Now that Stark’s dead (as seen in 2019’s Avengers: Endgame), the most recent Marvel movie, “Black Panther: Wakanda Forever” (2022), introduced the spiritual successor to Iron Man, the Ironheart, which is yet another heavy metal super suit rocked by teen genius Riri Williams (Dominique Thorne). In a scene, Williams said that to avoid hacks, she designed 2065-byte encryption on her laptop and that she had to build a “functional quantum computer” to crack it when she was logged out. 


Even if we ignore the whole way-too-much byte count and the very fact that a teenager randomly built a quantum computer in her garage, it’s still interesting to see the mention of quantum computing in reference to a problem such technology was indeed conceived to solve. 


Now, let us put fiction aside and get back to the real world again. As per a study by industry development tracker Precedence Research, the global quantum computing market size is projected to hit around $125 billion by 2030, poised to reach a compound annual growth rate (CAGR) of 36.89 percent from 2022 to 2030. 

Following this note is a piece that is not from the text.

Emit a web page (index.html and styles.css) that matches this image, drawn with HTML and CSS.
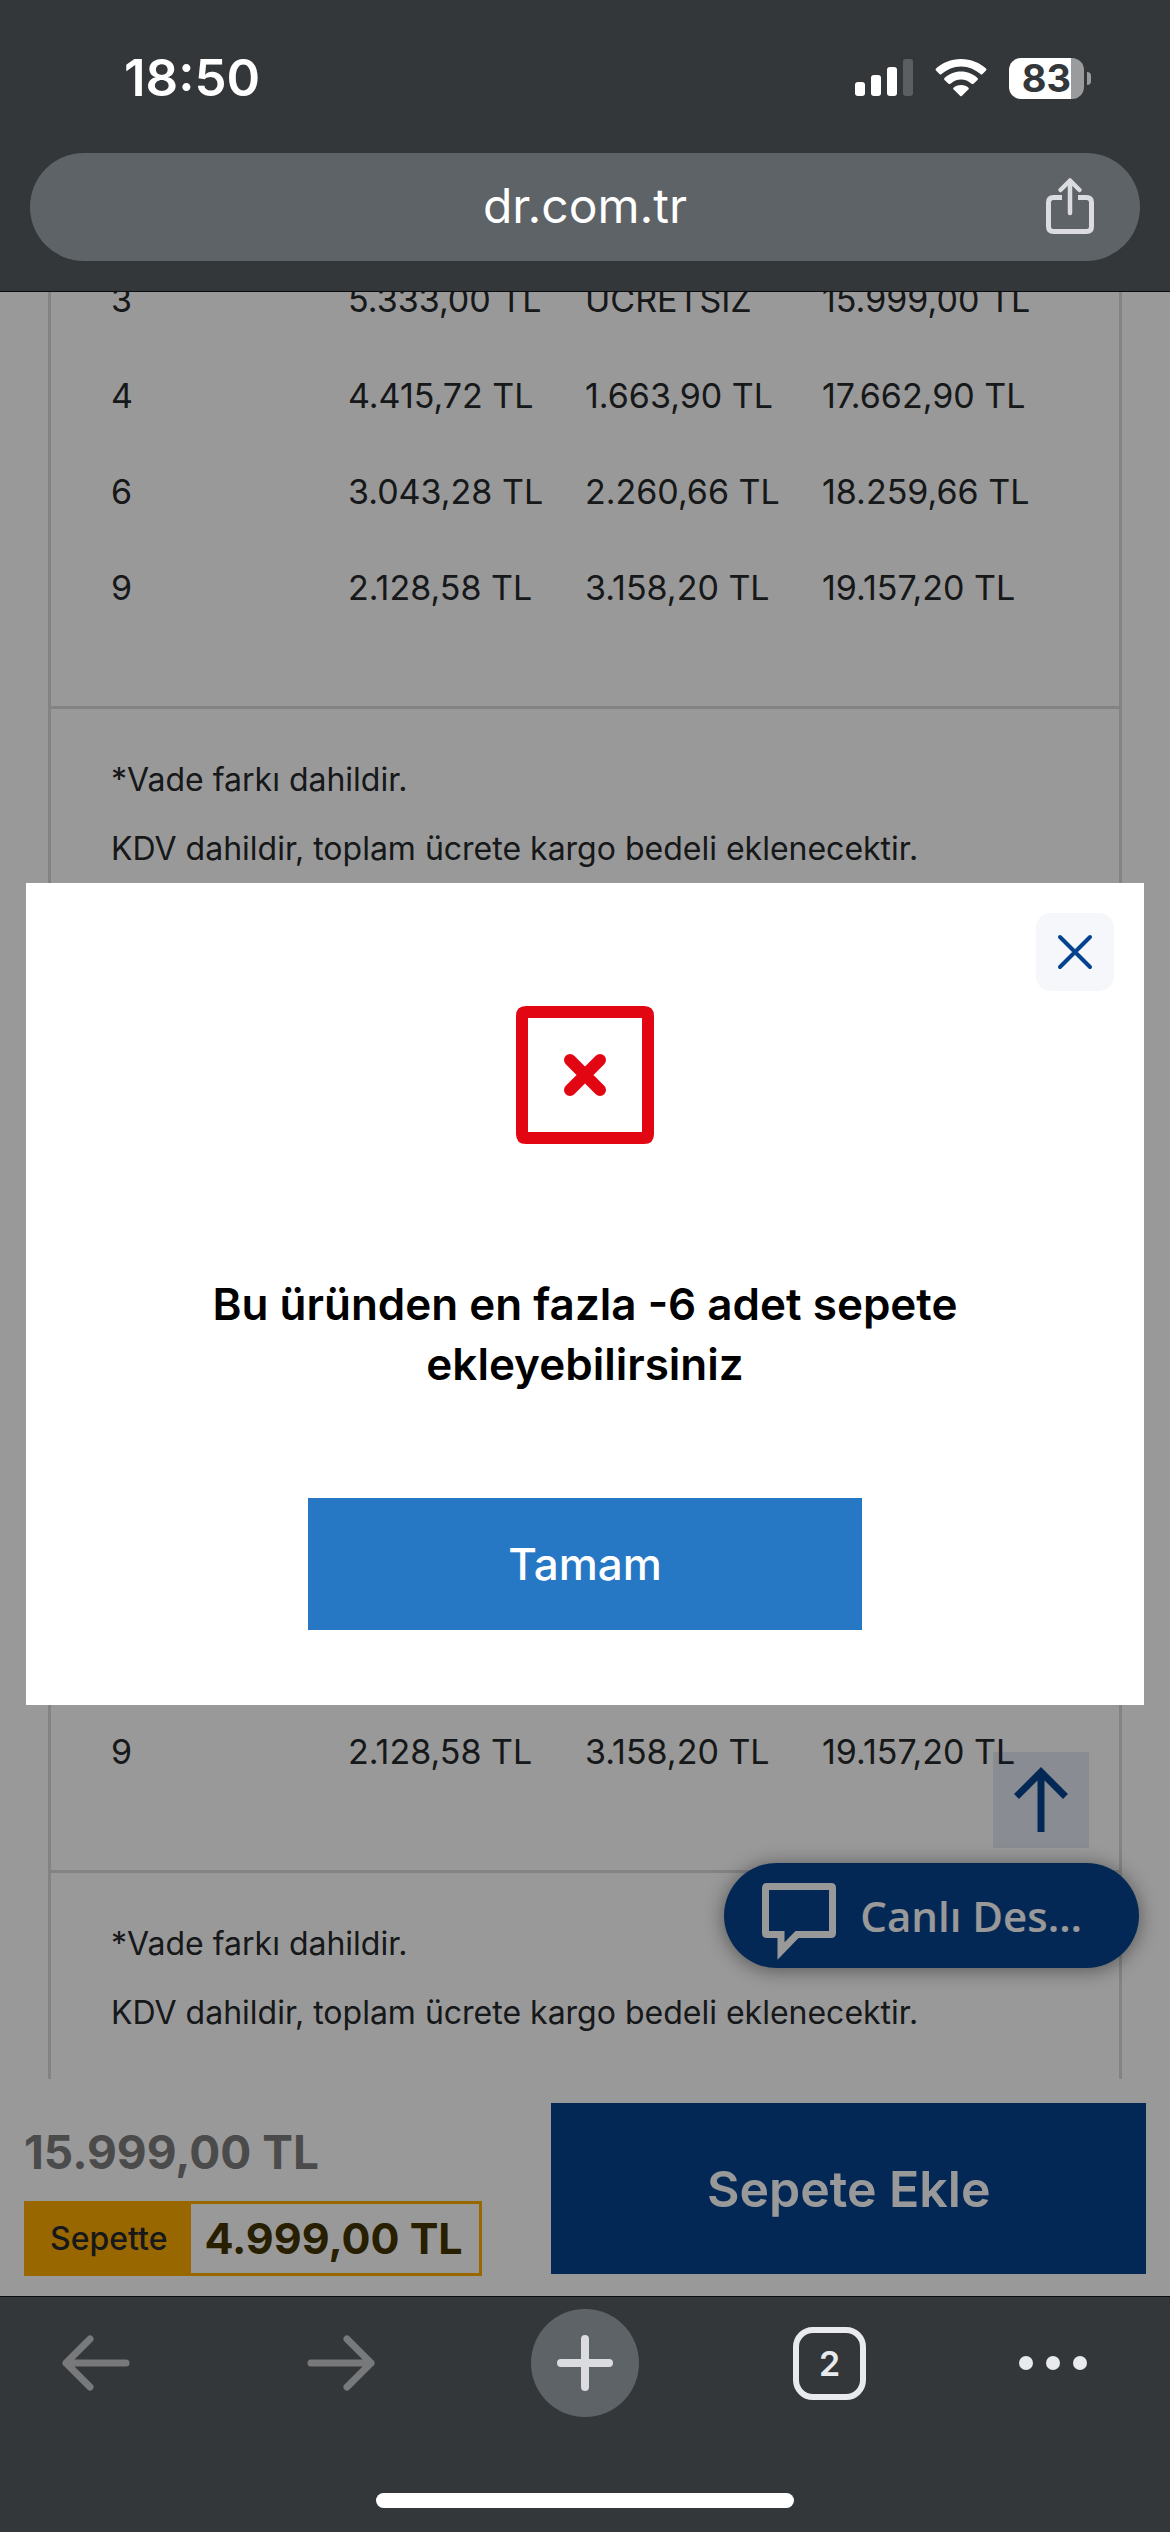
FILE: index.html
```html
<!DOCTYPE html>
<html lang="tr">
<head>
<meta charset="utf-8">
<meta name="viewport" content="width=device-width, initial-scale=1">
<title>dr.com.tr</title>
<link rel="stylesheet" href="styles.css">
</head>
<body>
<header class="browser-top">
  <div class="status">
    <span class="clock">18:50</span>
    <div class="status-icons">
      <svg class="signal" width="58" height="38" viewBox="0 0 58 38" aria-hidden="true">
        <g fill="#fff"><rect x="0" y="23" width="10" height="14" rx="3"/><rect x="16" y="16" width="10" height="21" rx="3"/><rect x="32" y="8" width="10" height="29" rx="3"/></g>
        <rect x="48" y="0" width="10" height="37" rx="3" fill="#5c5f61"/>
      </svg>
      <svg class="wifi" width="52" height="38" viewBox="0 0 52 38" fill="#fff" aria-hidden="true">
        <path d="M26 0C16 0 7 4 1 9.500Q0 10.500 1 11.500L4.500 15Q5.500 16 6.500 15C12 10.500 18.500 7.500 26 7.500S40 10.500 45.500 15Q46.500 16 47.500 15L51 11.500Q52 10.500 51 9.500C45 4 36 0 26 0Z"/>
        <path d="M26 12.500C19.500 12.500 14 15 9.500 19Q8.500 20 9.500 21L13.500 24.700Q14.500 25.500 15.500 24.700C18.500 22 22 20.500 26 20.500S33.500 22 36.500 24.700Q37.500 25.500 38.500 24.700L42.500 21Q43.500 20 42.500 19C38 15 32.500 12.500 26 12.500Z"/>
        <path d="M26 26C22.800 26 20.500 27 18.500 28.700Q17.700 29.500 18.500 30.300L25 36.800Q26 37.800 27 36.800L33.500 30.300Q34.300 29.500 33.500 28.700C31.500 27 29.200 26 26 26Z"/>
      </svg>
      <div class="battery">83</div>
    </div>
  </div>
  <div class="address">
    <span class="url">dr.com.tr</span>
    <button class="share" type="button" aria-label="Paylaş">
      <svg width="50" height="60" viewBox="0 0 50 60" fill="none" stroke="#dadce0" stroke-width="5" aria-hidden="true">
        <path d="M17 20.500H8.500Q3.500 20.500 3.500 25.500V49.500Q3.500 54.500 8.500 54.500H41.500Q46.500 54.500 46.500 49.500V25.500Q46.500 20.500 41.500 20.500H33"/>
        <path d="M25 36V4.500M15.500 13L25 3.500L34.500 13" stroke-width="4.500" stroke-linecap="round" stroke-linejoin="round"/>
      </svg>
    </button>
  </div>
</header>

<main class="shop">
  <div class="page">
    <section class="card">
      <table class="plans">
        <tbody>
          <tr><td>3</td><td>5.333,00 TL</td><td>ÜCRETSİZ</td><td>15.999,00 TL</td></tr>
          <tr><td>4</td><td>4.415,72 TL</td><td>1.663,90 TL</td><td>17.662,90 TL</td></tr>
          <tr><td>6</td><td>3.043,28 TL</td><td>2.260,66 TL</td><td>18.259,66 TL</td></tr>
          <tr><td>9</td><td>2.128,58 TL</td><td>3.158,20 TL</td><td>19.157,20 TL</td></tr>
        </tbody>
      </table>
      <div class="notes">
        <p>*Vade farkı dahildir.</p>
        <p>KDV dahildir, toplam ücrete kargo bedeli eklenecektir.</p>
      </div>
    </section>
    <section class="card card-last">
      <table class="plans">
        <tbody>
          <tr><td>9</td><td>2.128,58 TL</td><td>3.158,20 TL</td><td>19.157,20 TL</td></tr>
        </tbody>
      </table>
      <div class="notes">
        <p>*Vade farkı dahildir.</p>
        <p>KDV dahildir, toplam ücrete kargo bedeli eklenecektir.</p>
      </div>
    </section>
  </div>

  <div class="cart-bar">
    <div class="prices">
      <div class="old-price">15.999,00 TL</div>
      <div class="deal"><span class="deal-label">Sepette</span><strong class="deal-price">4.999,00 TL</strong></div>
    </div>
    <button class="add" type="button">Sepete Ekle</button>
  </div>

  <button class="to-top" type="button" aria-label="Yukarı çık">
    <svg width="56" height="66" viewBox="0 0 56 66" fill="none" stroke="#07448f" stroke-width="7" aria-hidden="true"><path d="M28 65V5M3.500 29.500L28 5L52.500 29.500"/></svg>
  </button>
  <button class="chat" type="button">
    <svg width="76" height="92" viewBox="0 -12 76 92" fill="none" stroke="#fff" stroke-width="7" aria-hidden="true"><path d="M6 4.500H70Q71.500 4.500 71.500 6V51Q71.500 52.500 70 52.500H36L20 69V52.500H6Q4.500 52.500 4.500 51V6Q4.500 4.500 6 4.500Z"/></svg>
    <span>Canlı Des…</span>
  </button>

  <div class="overlay">
    <section class="modal" role="dialog" aria-modal="true" aria-labelledby="message">
      <button class="close" type="button" aria-label="Kapat">
        <svg width="36" height="36" viewBox="0 0 36 36" fill="none" stroke="#06438f" stroke-width="4" stroke-linecap="round" aria-hidden="true"><path d="M3 3L33 33M33 3L3 33"/></svg>
      </button>
      <svg class="error" width="138" height="138" viewBox="0 0 138 138" aria-hidden="true">
        <path fill="#e20613" fill-rule="evenodd" d="M10 0H128Q138 0 138 10V128Q138 138 128 138H10Q0 138 0 128V10Q0 0 10 0ZM12 12V126H126V12Z"/>
        <path d="M54 54L84 84M84 54L54 84" stroke="#e20613" stroke-width="12" stroke-linecap="round"/>
      </svg>
      <p class="message" id="message">Bu üründen en fazla -6 adet sepete ekleyebilirsiniz</p>
      <button class="ok" type="button">Tamam</button>
    </section>
  </div>
</main>

<nav class="browser-bottom">
  <div class="tools">
    <button type="button" aria-label="Geri"><svg width="68" height="56" viewBox="0 0 68 56" fill="none" stroke="#77797b" stroke-width="7" stroke-linecap="round" stroke-linejoin="round" aria-hidden="true"><path d="M64 28H4M28 4L4 28L28 52"/></svg></button>
    <button type="button" aria-label="İleri"><svg width="68" height="56" viewBox="0 0 68 56" fill="none" stroke="#77797b" stroke-width="7" stroke-linecap="round" stroke-linejoin="round" aria-hidden="true"><path d="M4 28H64M40 4L64 28L40 52"/></svg></button>
    <button class="new-tab" type="button" aria-label="Yeni sekme"><svg width="56" height="56" viewBox="0 0 56 56" stroke="#dadce0" stroke-width="8" stroke-linecap="round" aria-hidden="true"><path d="M28 4V52M4 28H52"/></svg></button>
    <button class="tabs" type="button" aria-label="2 sekme">2</button>
    <button class="more" type="button" aria-label="Menü"><svg width="68" height="14" viewBox="0 0 68 14" fill="#e8eaed" aria-hidden="true"><circle cx="7" cy="7" r="7"/><circle cx="34" cy="7" r="7"/><circle cx="61" cy="7" r="7"/></svg></button>
  </div>
  <div class="home-bar"></div>
</nav>
</body>
</html>
```
FILE: styles.css
```css
* { box-sizing: border-box; }

body {
  margin: 0;
  min-height: 100vh;
  display: flex;
  flex-direction: column;
  background: #33373a;
  font-family: Inter, "Liberation Sans", sans-serif;
  color: #26292b;
}

button {
  margin: 0;
  padding: 0;
  border: 0;
  background: none;
  font-family: inherit;
  color: inherit;
}

svg { display: block; flex: none; }
p { margin: 0; }

/* Browser top */
.browser-top {
  padding: 47px 30px 30px;
  border-bottom: 1px solid #0c0d0e;
}

.status {
  display: flex;
  justify-content: space-between;
  align-items: center;
  height: 62px;
  margin-bottom: 44px;
  padding: 0 56px 0 94px;
  color: #fff;
}

.clock { font-size: 51px; line-height: 62px; font-weight: 600; }

.status-icons { display: flex; align-items: center; gap: 22px; }

.battery {
  position: relative;
  width: 75px;
  height: 41px;
  border-radius: 12px;
  background: linear-gradient(to right, #fff 62px, #9a9b9d 62px);
  color: #33373a;
  font-size: 38px;
  line-height: 41px;
  font-weight: 700;
  text-align: center;
}

.battery::after {
  content: "";
  position: absolute;
  left: 78px;
  top: 14px;
  width: 4px;
  height: 13px;
  border-radius: 0 6px 6px 0;
  background: #9a9b9d;
}

.address {
  display: grid;
  grid-template-columns: 1fr auto 1fr;
  align-items: center;
  height: 108px;
  padding: 0 45px;
  border-radius: 54px;
  background: #5e6367;
}

.url { grid-column: 2; padding-bottom: 2px; color: #fff; font-size: 48px; line-height: 60px; }
.share { justify-self: end; }

/* Shop page */
.shop {
  position: relative;
  flex: 1;
  display: flex;
  flex-direction: column;
  overflow: hidden;
  background: #fff;
}

.page {
  flex: 1;
  display: flex;
  flex-direction: column;
  gap: 36px;
  margin-top: -40px;
  padding: 0 48px;
}

.card { border: 3px solid #dadada; border-width: 0 3px; }

.card-last {
  flex: 1;
  display: flex;
  flex-direction: column;
  justify-content: flex-end;
}

.plans {
  table-layout: fixed;
  width: calc(100% - 120px);
  margin: 0 60px 70px;
  border-collapse: collapse;
  font-size: 34px;
  line-height: 40px;
}

.plans td { height: 96px; padding: 0; white-space: nowrap; }

.notes {
  padding: 36px 60px 32px;
  border-top: 3px solid #dadada;
  font-size: 32px;
  line-height: 69px;
}

.cart-bar {
  display: flex;
  justify-content: space-between;
  align-items: flex-start;
  gap: 24px;
  padding: 24px 24px 20px;
}

.prices { padding-top: 20px; }

.old-price {
  margin-bottom: 20px;
  color: #7d7d7d;
  font-size: 46px;
  line-height: 58px;
  font-weight: 700;
}

.deal { display: flex; height: 75px; border: 3px solid #feac00; }

.deal-label {
  padding: 0 24px 0 23px;
  background: #feac00;
  font-size: 32px;
  line-height: 69px;
  font-weight: 500;
}

.deal-price {
  padding: 0 16px 0 13px;
  color: #433500;
  font-size: 43px;
  line-height: 69px;
  font-weight: 700;
}

.add {
  width: 53%;
  height: 171px;
  background: #07448f;
  color: #fff;
  font-size: 50px;
  font-weight: 600;
}

.to-top {
  position: absolute;
  right: 81px;
  bottom: 448px;
  width: 96px;
  height: 96px;
  display: grid;
  place-items: center;
  background: rgba(7, 68, 143, .11);
}

.chat {
  position: absolute;
  right: 31px;
  bottom: 328px;
  height: 105px;
  display: flex;
  align-items: center;
  gap: 23px;
  padding: 0 57px 0 37px;
  border-radius: 53px;
  background: #07448f;
  box-shadow: 0 2px 20px rgba(0, 0, 0, .45);
  color: #fff;
  font-family: "Open Sans", "Noto Sans", sans-serif;
  font-size: 42px;
  font-weight: 600;
}

/* Dialog */
.overlay {
  position: absolute;
  inset: 0;
  display: flex;
  align-items: center;
  padding: 0 26px;
  background: rgba(0, 0, 0, .4);
}

.modal {
  position: relative;
  flex: 1;
  display: flex;
  flex-direction: column;
  align-items: center;
  padding: 123px 160px 75px;
  background: #fff;
}

.close {
  position: absolute;
  top: 30px;
  right: 30px;
  width: 78px;
  height: 78px;
  display: grid;
  place-items: center;
  border-radius: 15px;
  background: #f5f7fb;
}

.message {
  margin: 130px 0 104px;
  color: #000;
  font-size: 44px;
  line-height: 60px;
  font-weight: 600;
  text-align: center;
}

.ok {
  width: 554px;
  height: 132px;
  background: #2677c4;
  color: #fff;
  font-size: 44px;
  font-weight: 500;
}

/* Browser bottom */
.browser-bottom {
  padding: 12px 0 24px;
  border-top: 1px solid #0c0d0e;
}

.tools {
  display: grid;
  grid-template-columns: 191fr 299fr 190fr 299fr 191fr;
  place-items: center;
  height: 108px;
  margin-bottom: 76px;
}

.new-tab {
  width: 108px;
  height: 108px;
  display: grid;
  place-items: center;
  border-radius: 50%;
  background: #5e6367;
}

.tabs {
  width: 73px;
  height: 73px;
  border: 6px solid #e8eaed;
  border-radius: 20px;
  color: #e8eaed;
  font-size: 34px;
  font-weight: 600;
}

.more { padding-right: 44px; }

.home-bar {
  width: 418px;
  height: 15px;
  margin: 0 auto;
  border-radius: 8px;
  background: #fff;
}
```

While North America is hailed as the largest market for quantum computing, Asia Pacific is touted as the fastest-growing region. 


In February 2020, India proposed to invest around $1.12 billion in quantum computing research. While several IITs across the country are researching quantum computers, including IIT Madras and IIT Jodhpur, the Indian Institute of Science (IISc) launched the Quantum Technology Initiative (IQTI) in 2020 to help set up a foundation for quantum technologies as well as create a framework to encourage collaborative efforts between computer scientists, physicists, material scientists, and engineers.


It’s safe to speculate that quantum computing could very easily be the next rung on the computing innovation ladder. How exactly that will take shape remains to be seen.